>>>

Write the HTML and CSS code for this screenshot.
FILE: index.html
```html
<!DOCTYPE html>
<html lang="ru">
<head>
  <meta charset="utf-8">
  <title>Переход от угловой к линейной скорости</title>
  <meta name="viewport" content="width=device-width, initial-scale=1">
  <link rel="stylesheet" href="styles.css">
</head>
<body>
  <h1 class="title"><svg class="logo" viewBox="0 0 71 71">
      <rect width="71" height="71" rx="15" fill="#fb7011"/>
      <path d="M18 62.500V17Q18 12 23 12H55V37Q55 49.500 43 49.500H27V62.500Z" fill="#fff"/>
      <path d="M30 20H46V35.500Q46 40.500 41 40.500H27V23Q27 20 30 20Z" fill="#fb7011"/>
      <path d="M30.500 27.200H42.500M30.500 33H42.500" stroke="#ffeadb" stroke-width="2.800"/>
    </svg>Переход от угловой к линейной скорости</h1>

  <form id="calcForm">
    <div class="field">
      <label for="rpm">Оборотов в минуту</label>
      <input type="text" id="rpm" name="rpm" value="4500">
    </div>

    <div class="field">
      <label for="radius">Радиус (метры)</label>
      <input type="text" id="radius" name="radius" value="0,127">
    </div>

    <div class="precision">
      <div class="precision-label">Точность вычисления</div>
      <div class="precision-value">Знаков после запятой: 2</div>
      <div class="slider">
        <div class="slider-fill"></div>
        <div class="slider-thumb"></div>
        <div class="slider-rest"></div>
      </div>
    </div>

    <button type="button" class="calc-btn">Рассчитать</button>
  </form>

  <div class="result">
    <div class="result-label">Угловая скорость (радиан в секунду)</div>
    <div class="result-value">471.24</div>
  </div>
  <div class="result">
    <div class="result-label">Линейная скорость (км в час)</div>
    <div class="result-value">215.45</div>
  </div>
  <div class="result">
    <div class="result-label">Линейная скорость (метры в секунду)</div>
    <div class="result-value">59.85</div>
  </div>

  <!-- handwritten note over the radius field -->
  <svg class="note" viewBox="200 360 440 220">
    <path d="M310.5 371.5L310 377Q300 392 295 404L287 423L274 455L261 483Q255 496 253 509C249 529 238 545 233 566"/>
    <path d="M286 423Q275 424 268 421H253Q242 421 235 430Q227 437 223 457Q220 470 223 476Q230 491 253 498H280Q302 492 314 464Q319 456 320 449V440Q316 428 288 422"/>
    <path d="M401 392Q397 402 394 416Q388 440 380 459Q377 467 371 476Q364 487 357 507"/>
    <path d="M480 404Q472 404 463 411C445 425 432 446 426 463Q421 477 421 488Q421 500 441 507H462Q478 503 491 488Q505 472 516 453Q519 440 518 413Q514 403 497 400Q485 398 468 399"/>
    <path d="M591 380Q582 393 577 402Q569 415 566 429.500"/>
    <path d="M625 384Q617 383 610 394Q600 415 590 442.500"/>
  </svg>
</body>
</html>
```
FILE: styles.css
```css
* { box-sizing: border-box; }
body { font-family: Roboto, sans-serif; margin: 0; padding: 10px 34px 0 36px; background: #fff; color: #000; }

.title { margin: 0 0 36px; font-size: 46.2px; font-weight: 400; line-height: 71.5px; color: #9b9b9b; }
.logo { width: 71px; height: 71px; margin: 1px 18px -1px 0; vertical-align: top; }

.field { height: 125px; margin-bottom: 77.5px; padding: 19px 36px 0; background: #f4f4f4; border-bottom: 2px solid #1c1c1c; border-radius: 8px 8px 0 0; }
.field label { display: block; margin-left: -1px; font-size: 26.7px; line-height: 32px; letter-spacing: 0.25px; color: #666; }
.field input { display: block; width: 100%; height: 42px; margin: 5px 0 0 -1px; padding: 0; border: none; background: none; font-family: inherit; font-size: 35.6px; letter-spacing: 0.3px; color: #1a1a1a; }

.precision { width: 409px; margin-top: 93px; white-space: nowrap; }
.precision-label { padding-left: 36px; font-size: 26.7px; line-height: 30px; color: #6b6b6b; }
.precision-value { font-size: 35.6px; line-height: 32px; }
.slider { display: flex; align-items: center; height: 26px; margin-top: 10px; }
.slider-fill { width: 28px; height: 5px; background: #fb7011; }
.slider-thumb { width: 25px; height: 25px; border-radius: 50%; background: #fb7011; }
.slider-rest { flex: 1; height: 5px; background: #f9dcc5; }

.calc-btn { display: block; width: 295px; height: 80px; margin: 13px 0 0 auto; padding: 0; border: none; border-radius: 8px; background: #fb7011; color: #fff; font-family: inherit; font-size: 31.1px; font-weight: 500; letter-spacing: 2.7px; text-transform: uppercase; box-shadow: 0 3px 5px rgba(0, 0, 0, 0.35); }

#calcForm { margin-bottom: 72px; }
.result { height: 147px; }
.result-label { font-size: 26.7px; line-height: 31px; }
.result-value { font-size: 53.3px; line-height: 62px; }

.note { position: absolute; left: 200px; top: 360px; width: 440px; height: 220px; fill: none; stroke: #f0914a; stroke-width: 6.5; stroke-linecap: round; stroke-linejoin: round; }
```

<<<

● **Challenge**
From the listing above, reproduce all the lines exactly.

● **Final result**
Write the HTML and CSS code for this screenshot.
FILE: index.html
```html
<!DOCTYPE html>
<html lang="ru">
<head>
  <meta charset="utf-8">
  <title>Переход от угловой к линейной скорости</title>
  <meta name="viewport" content="width=device-width, initial-scale=1">
  <link rel="stylesheet" href="styles.css">
</head>
<body>
  <h1 class="title"><svg class="logo" viewBox="0 0 71 71">
      <rect width="71" height="71" rx="15" fill="#fb7011"/>
      <path d="M18 62.500V17Q18 12 23 12H55V37Q55 49.500 43 49.500H27V62.500Z" fill="#fff"/>
      <path d="M30 20H46V35.500Q46 40.500 41 40.500H27V23Q27 20 30 20Z" fill="#fb7011"/>
      <path d="M30.500 27.200H42.500M30.500 33H42.500" stroke="#ffeadb" stroke-width="2.800"/>
    </svg>Переход от угловой к линейной скорости</h1>

  <form id="calcForm">
    <div class="field">
      <label for="rpm">Оборотов в минуту</label>
      <input type="text" id="rpm" name="rpm" value="4500">
    </div>

    <div class="field">
      <label for="radius">Радиус (метры)</label>
      <input type="text" id="radius" name="radius" value="0,127">
    </div>

    <div class="precision">
      <div class="precision-label">Точность вычисления</div>
      <div class="precision-value">Знаков после запятой: 2</div>
      <div class="slider">
        <div class="slider-fill"></div>
        <div class="slider-thumb"></div>
        <div class="slider-rest"></div>
      </div>
    </div>

    <button type="button" class="calc-btn">Рассчитать</button>
  </form>

  <div class="result">
    <div class="result-label">Угловая скорость (радиан в секунду)</div>
    <div class="result-value">471.24</div>
  </div>
  <div class="result">
    <div class="result-label">Линейная скорость (км в час)</div>
    <div class="result-value">215.45</div>
  </div>
  <div class="result">
    <div class="result-label">Линейная скорость (метры в секунду)</div>
    <div class="result-value">59.85</div>
  </div>

  <!-- handwritten note over the radius field -->
  <svg class="note" viewBox="200 360 440 220">
    <path d="M310.5 371.5L310 377Q300 392 295 404L287 423L274 455L261 483Q255 496 253 509C249 529 238 545 233 566"/>
    <path d="M286 423Q275 424 268 421H253Q242 421 235 430Q227 437 223 457Q220 470 223 476Q230 491 253 498H280Q302 492 314 464Q319 456 320 449V440Q316 428 288 422"/>
    <path d="M401 392Q397 402 394 416Q388 440 380 459Q377 467 371 476Q364 487 357 507"/>
    <path d="M480 404Q472 404 463 411C445 425 432 446 426 463Q421 477 421 488Q421 500 441 507H462Q478 503 491 488Q505 472 516 453Q519 440 518 413Q514 403 497 400Q485 398 468 399"/>
    <path d="M591 380Q582 393 577 402Q569 415 566 429.500"/>
    <path d="M625 384Q617 383 610 394Q600 415 590 442.500"/>
  </svg>
</body>
</html>
```
FILE: styles.css
```css
* { box-sizing: border-box; }
body { font-family: Roboto, sans-serif; margin: 0; padding: 10px 34px 0 36px; background: #fff; color: #000; }

.title { margin: 0 0 36px; font-size: 46.2px; font-weight: 400; line-height: 71.5px; color: #9b9b9b; }
.logo { width: 71px; height: 71px; margin: 1px 18px -1px 0; vertical-align: top; }

.field { height: 125px; margin-bottom: 77.5px; padding: 19px 36px 0; background: #f4f4f4; border-bottom: 2px solid #1c1c1c; border-radius: 8px 8px 0 0; }
.field label { display: block; margin-left: -1px; font-size: 26.7px; line-height: 32px; letter-spacing: 0.25px; color: #666; }
.field input { display: block; width: 100%; height: 42px; margin: 5px 0 0 -1px; padding: 0; border: none; background: none; font-family: inherit; font-size: 35.6px; letter-spacing: 0.3px; color: #1a1a1a; }

.precision { width: 409px; margin-top: 93px; white-space: nowrap; }
.precision-label { padding-left: 36px; font-size: 26.7px; line-height: 30px; color: #6b6b6b; }
.precision-value { font-size: 35.6px; line-height: 32px; }
.slider { display: flex; align-items: center; height: 26px; margin-top: 10px; }
.slider-fill { width: 28px; height: 5px; background: #fb7011; }
.slider-thumb { width: 25px; height: 25px; border-radius: 50%; background: #fb7011; }
.slider-rest { flex: 1; height: 5px; background: #f9dcc5; }

.calc-btn { display: block; width: 295px; height: 80px; margin: 13px 0 0 auto; padding: 0; border: none; border-radius: 8px; background: #fb7011; color: #fff; font-family: inherit; font-size: 31.1px; font-weight: 500; letter-spacing: 2.7px; text-transform: uppercase; box-shadow: 0 3px 5px rgba(0, 0, 0, 0.35); }

#calcForm { margin-bottom: 72px; }
.result { height: 147px; }
.result-label { font-size: 26.7px; line-height: 31px; }
.result-value { font-size: 53.3px; line-height: 62px; }

.note { position: absolute; left: 200px; top: 360px; width: 440px; height: 220px; fill: none; stroke: #f0914a; stroke-width: 6.5; stroke-linecap: round; stroke-linejoin: round; }
```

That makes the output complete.